▶ _WHAT YOU NEED TO DO_: Without including any pictures, write out the listing below exactly.
════════
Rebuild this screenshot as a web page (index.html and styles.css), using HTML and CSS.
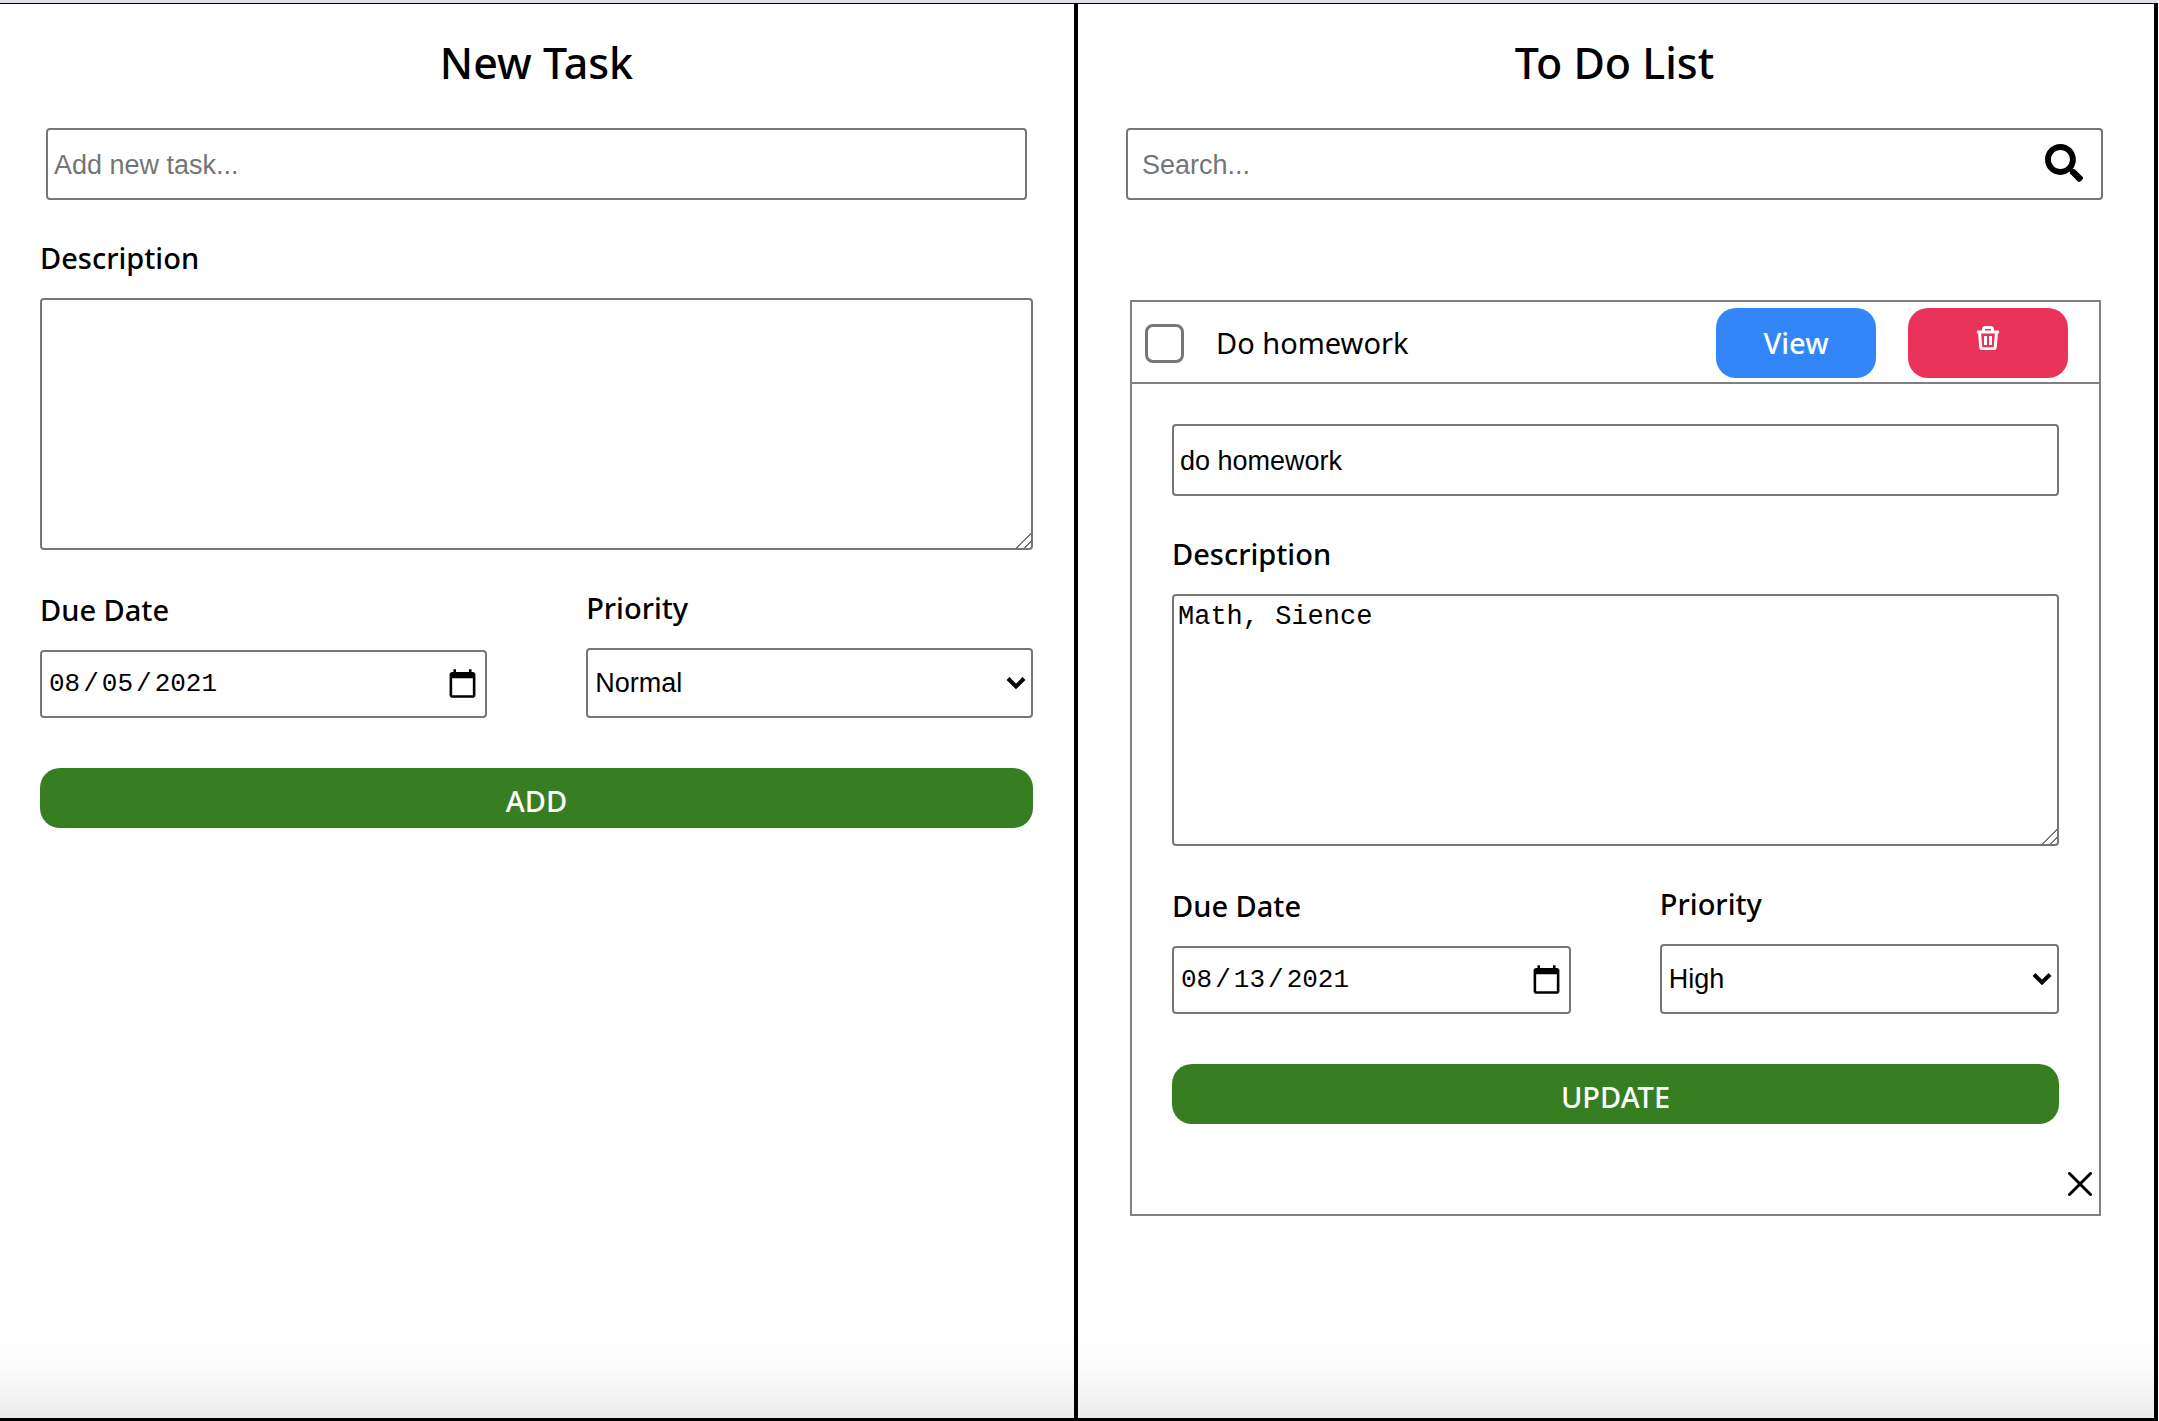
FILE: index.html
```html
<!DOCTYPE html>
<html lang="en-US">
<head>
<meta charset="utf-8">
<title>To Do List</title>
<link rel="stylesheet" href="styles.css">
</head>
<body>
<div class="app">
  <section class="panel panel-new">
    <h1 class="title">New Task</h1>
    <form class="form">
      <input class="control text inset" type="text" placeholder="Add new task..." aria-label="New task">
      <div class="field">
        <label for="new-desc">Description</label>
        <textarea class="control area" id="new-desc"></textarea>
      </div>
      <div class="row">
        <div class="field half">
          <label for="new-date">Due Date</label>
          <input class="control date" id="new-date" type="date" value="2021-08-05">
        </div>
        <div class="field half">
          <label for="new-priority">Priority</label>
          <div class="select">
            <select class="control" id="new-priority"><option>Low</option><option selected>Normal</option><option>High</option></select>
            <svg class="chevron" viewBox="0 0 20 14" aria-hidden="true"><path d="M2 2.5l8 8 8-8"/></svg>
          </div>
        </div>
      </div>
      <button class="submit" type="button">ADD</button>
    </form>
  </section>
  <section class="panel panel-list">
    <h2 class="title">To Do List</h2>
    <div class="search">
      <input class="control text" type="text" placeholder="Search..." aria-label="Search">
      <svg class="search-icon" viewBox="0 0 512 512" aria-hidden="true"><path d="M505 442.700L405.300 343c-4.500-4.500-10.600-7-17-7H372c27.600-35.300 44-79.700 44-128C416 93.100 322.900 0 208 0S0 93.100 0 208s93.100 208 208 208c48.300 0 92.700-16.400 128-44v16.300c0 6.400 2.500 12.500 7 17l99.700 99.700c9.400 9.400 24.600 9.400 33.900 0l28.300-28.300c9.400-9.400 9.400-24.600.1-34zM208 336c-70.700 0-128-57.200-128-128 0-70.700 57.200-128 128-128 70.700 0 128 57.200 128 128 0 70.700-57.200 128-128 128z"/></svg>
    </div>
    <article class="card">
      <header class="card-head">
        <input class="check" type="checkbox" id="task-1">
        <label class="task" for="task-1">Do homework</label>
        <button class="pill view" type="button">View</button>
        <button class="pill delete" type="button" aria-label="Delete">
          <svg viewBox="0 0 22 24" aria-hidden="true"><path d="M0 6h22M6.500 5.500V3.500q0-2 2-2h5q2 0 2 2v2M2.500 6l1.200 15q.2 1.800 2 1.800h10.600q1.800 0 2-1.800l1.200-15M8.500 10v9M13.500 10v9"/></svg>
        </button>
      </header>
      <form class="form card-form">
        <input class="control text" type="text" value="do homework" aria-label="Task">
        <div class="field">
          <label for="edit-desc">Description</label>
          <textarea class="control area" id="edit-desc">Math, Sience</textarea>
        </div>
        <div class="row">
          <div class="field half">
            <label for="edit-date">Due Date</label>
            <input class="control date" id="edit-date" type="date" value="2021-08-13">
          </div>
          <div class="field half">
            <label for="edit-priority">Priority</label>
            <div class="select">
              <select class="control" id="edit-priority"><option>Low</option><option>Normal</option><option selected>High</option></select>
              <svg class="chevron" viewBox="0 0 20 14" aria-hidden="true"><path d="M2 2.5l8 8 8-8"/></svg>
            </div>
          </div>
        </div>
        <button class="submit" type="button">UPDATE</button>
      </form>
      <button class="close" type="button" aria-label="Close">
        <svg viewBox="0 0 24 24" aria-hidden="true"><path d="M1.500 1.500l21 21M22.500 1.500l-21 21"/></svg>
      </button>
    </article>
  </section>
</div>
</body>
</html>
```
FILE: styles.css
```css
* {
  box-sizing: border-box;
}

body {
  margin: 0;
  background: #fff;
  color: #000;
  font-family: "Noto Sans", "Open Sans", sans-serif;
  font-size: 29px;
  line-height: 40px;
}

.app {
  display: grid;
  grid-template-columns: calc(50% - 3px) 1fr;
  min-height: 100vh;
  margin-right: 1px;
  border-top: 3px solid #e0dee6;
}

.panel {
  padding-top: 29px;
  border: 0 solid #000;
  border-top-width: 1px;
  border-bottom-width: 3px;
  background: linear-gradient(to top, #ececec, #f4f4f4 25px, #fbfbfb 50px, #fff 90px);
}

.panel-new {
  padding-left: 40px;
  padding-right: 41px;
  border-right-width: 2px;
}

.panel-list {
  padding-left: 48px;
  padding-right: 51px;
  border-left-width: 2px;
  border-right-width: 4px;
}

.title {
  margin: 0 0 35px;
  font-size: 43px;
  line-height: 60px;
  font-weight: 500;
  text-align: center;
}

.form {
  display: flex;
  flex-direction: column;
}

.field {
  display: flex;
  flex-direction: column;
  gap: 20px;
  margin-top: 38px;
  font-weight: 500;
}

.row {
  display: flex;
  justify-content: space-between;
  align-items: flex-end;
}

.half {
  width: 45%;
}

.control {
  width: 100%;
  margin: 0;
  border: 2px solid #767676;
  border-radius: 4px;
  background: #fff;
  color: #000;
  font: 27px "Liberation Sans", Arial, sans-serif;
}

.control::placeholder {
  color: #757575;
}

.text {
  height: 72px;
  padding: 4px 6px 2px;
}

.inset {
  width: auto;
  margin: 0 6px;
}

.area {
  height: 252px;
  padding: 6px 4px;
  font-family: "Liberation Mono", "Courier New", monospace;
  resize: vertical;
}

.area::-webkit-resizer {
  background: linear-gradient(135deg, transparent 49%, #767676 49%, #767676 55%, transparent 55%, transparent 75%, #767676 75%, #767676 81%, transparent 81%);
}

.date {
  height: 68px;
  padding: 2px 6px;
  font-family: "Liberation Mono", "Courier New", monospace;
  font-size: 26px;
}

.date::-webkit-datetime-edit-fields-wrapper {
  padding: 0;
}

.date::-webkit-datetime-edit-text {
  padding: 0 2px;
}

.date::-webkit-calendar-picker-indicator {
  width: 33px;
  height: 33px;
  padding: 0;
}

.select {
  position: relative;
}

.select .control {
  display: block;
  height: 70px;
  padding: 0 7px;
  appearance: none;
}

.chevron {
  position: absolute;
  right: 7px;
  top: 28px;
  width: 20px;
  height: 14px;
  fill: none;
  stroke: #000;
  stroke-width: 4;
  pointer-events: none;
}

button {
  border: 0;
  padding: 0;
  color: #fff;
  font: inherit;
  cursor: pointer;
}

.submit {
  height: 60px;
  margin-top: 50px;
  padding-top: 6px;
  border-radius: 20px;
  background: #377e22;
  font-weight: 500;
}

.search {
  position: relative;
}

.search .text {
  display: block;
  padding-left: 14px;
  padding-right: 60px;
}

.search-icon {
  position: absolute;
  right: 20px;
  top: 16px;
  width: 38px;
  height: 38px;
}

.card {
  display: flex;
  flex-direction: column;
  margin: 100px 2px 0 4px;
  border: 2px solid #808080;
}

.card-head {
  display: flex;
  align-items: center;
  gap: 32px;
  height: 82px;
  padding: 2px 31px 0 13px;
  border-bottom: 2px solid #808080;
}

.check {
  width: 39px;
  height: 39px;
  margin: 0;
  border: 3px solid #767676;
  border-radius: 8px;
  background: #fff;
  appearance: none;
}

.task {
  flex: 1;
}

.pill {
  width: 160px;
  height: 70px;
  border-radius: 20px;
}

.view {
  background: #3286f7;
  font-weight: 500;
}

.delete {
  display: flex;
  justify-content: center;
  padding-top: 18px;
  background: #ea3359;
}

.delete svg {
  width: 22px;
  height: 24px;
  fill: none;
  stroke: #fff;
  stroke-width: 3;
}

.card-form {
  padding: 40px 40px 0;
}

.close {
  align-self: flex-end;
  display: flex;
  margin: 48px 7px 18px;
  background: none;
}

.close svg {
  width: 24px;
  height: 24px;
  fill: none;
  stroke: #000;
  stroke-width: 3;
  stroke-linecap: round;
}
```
════════
▶ _WRITTEN RESPONSE_:
Rebuild this screenshot as a web page (index.html and styles.css), using HTML and CSS.
FILE: index.html
```html
<!DOCTYPE html>
<html lang="en-US">
<head>
<meta charset="utf-8">
<title>To Do List</title>
<link rel="stylesheet" href="styles.css">
</head>
<body>
<div class="app">
  <section class="panel panel-new">
    <h1 class="title">New Task</h1>
    <form class="form">
      <input class="control text inset" type="text" placeholder="Add new task..." aria-label="New task">
      <div class="field">
        <label for="new-desc">Description</label>
        <textarea class="control area" id="new-desc"></textarea>
      </div>
      <div class="row">
        <div class="field half">
          <label for="new-date">Due Date</label>
          <input class="control date" id="new-date" type="date" value="2021-08-05">
        </div>
        <div class="field half">
          <label for="new-priority">Priority</label>
          <div class="select">
            <select class="control" id="new-priority"><option>Low</option><option selected>Normal</option><option>High</option></select>
            <svg class="chevron" viewBox="0 0 20 14" aria-hidden="true"><path d="M2 2.5l8 8 8-8"/></svg>
          </div>
        </div>
      </div>
      <button class="submit" type="button">ADD</button>
    </form>
  </section>
  <section class="panel panel-list">
    <h2 class="title">To Do List</h2>
    <div class="search">
      <input class="control text" type="text" placeholder="Search..." aria-label="Search">
      <svg class="search-icon" viewBox="0 0 512 512" aria-hidden="true"><path d="M505 442.700L405.300 343c-4.500-4.500-10.600-7-17-7H372c27.600-35.300 44-79.700 44-128C416 93.100 322.900 0 208 0S0 93.100 0 208s93.100 208 208 208c48.300 0 92.700-16.400 128-44v16.300c0 6.400 2.500 12.500 7 17l99.700 99.700c9.400 9.400 24.600 9.400 33.900 0l28.300-28.300c9.400-9.400 9.400-24.600.1-34zM208 336c-70.700 0-128-57.200-128-128 0-70.700 57.200-128 128-128 70.700 0 128 57.200 128 128 0 70.700-57.200 128-128 128z"/></svg>
    </div>
    <article class="card">
      <header class="card-head">
        <input class="check" type="checkbox" id="task-1">
        <label class="task" for="task-1">Do homework</label>
        <button class="pill view" type="button">View</button>
        <button class="pill delete" type="button" aria-label="Delete">
          <svg viewBox="0 0 22 24" aria-hidden="true"><path d="M0 6h22M6.500 5.500V3.500q0-2 2-2h5q2 0 2 2v2M2.500 6l1.200 15q.2 1.800 2 1.800h10.600q1.800 0 2-1.800l1.200-15M8.500 10v9M13.500 10v9"/></svg>
        </button>
      </header>
      <form class="form card-form">
        <input class="control text" type="text" value="do homework" aria-label="Task">
        <div class="field">
          <label for="edit-desc">Description</label>
          <textarea class="control area" id="edit-desc">Math, Sience</textarea>
        </div>
        <div class="row">
          <div class="field half">
            <label for="edit-date">Due Date</label>
            <input class="control date" id="edit-date" type="date" value="2021-08-13">
          </div>
          <div class="field half">
            <label for="edit-priority">Priority</label>
            <div class="select">
              <select class="control" id="edit-priority"><option>Low</option><option>Normal</option><option selected>High</option></select>
              <svg class="chevron" viewBox="0 0 20 14" aria-hidden="true"><path d="M2 2.5l8 8 8-8"/></svg>
            </div>
          </div>
        </div>
        <button class="submit" type="button">UPDATE</button>
      </form>
      <button class="close" type="button" aria-label="Close">
        <svg viewBox="0 0 24 24" aria-hidden="true"><path d="M1.500 1.500l21 21M22.500 1.500l-21 21"/></svg>
      </button>
    </article>
  </section>
</div>
</body>
</html>
```
FILE: styles.css
```css
* {
  box-sizing: border-box;
}

body {
  margin: 0;
  background: #fff;
  color: #000;
  font-family: "Noto Sans", "Open Sans", sans-serif;
  font-size: 29px;
  line-height: 40px;
}

.app {
  display: grid;
  grid-template-columns: calc(50% - 3px) 1fr;
  min-height: 100vh;
  margin-right: 1px;
  border-top: 3px solid #e0dee6;
}

.panel {
  padding-top: 29px;
  border: 0 solid #000;
  border-top-width: 1px;
  border-bottom-width: 3px;
  background: linear-gradient(to top, #ececec, #f4f4f4 25px, #fbfbfb 50px, #fff 90px);
}

.panel-new {
  padding-left: 40px;
  padding-right: 41px;
  border-right-width: 2px;
}

.panel-list {
  padding-left: 48px;
  padding-right: 51px;
  border-left-width: 2px;
  border-right-width: 4px;
}

.title {
  margin: 0 0 35px;
  font-size: 43px;
  line-height: 60px;
  font-weight: 500;
  text-align: center;
}

.form {
  display: flex;
  flex-direction: column;
}

.field {
  display: flex;
  flex-direction: column;
  gap: 20px;
  margin-top: 38px;
  font-weight: 500;
}

.row {
  display: flex;
  justify-content: space-between;
  align-items: flex-end;
}

.half {
  width: 45%;
}

.control {
  width: 100%;
  margin: 0;
  border: 2px solid #767676;
  border-radius: 4px;
  background: #fff;
  color: #000;
  font: 27px "Liberation Sans", Arial, sans-serif;
}

.control::placeholder {
  color: #757575;
}

.text {
  height: 72px;
  padding: 4px 6px 2px;
}

.inset {
  width: auto;
  margin: 0 6px;
}

.area {
  height: 252px;
  padding: 6px 4px;
  font-family: "Liberation Mono", "Courier New", monospace;
  resize: vertical;
}

.area::-webkit-resizer {
  background: linear-gradient(135deg, transparent 49%, #767676 49%, #767676 55%, transparent 55%, transparent 75%, #767676 75%, #767676 81%, transparent 81%);
}

.date {
  height: 68px;
  padding: 2px 6px;
  font-family: "Liberation Mono", "Courier New", monospace;
  font-size: 26px;
}

.date::-webkit-datetime-edit-fields-wrapper {
  padding: 0;
}

.date::-webkit-datetime-edit-text {
  padding: 0 2px;
}

.date::-webkit-calendar-picker-indicator {
  width: 33px;
  height: 33px;
  padding: 0;
}

.select {
  position: relative;
}

.select .control {
  display: block;
  height: 70px;
  padding: 0 7px;
  appearance: none;
}

.chevron {
  position: absolute;
  right: 7px;
  top: 28px;
  width: 20px;
  height: 14px;
  fill: none;
  stroke: #000;
  stroke-width: 4;
  pointer-events: none;
}

button {
  border: 0;
  padding: 0;
  color: #fff;
  font: inherit;
  cursor: pointer;
}

.submit {
  height: 60px;
  margin-top: 50px;
  padding-top: 6px;
  border-radius: 20px;
  background: #377e22;
  font-weight: 500;
}

.search {
  position: relative;
}

.search .text {
  display: block;
  padding-left: 14px;
  padding-right: 60px;
}

.search-icon {
  position: absolute;
  right: 20px;
  top: 16px;
  width: 38px;
  height: 38px;
}

.card {
  display: flex;
  flex-direction: column;
  margin: 100px 2px 0 4px;
  border: 2px solid #808080;
}

.card-head {
  display: flex;
  align-items: center;
  gap: 32px;
  height: 82px;
  padding: 2px 31px 0 13px;
  border-bottom: 2px solid #808080;
}

.check {
  width: 39px;
  height: 39px;
  margin: 0;
  border: 3px solid #767676;
  border-radius: 8px;
  background: #fff;
  appearance: none;
}

.task {
  flex: 1;
}

.pill {
  width: 160px;
  height: 70px;
  border-radius: 20px;
}

.view {
  background: #3286f7;
  font-weight: 500;
}

.delete {
  display: flex;
  justify-content: center;
  padding-top: 18px;
  background: #ea3359;
}

.delete svg {
  width: 22px;
  height: 24px;
  fill: none;
  stroke: #fff;
  stroke-width: 3;
}

.card-form {
  padding: 40px 40px 0;
}

.close {
  align-self: flex-end;
  display: flex;
  margin: 48px 7px 18px;
  background: none;
}

.close svg {
  width: 24px;
  height: 24px;
  fill: none;
  stroke: #000;
  stroke-width: 3;
  stroke-linecap: round;
}
```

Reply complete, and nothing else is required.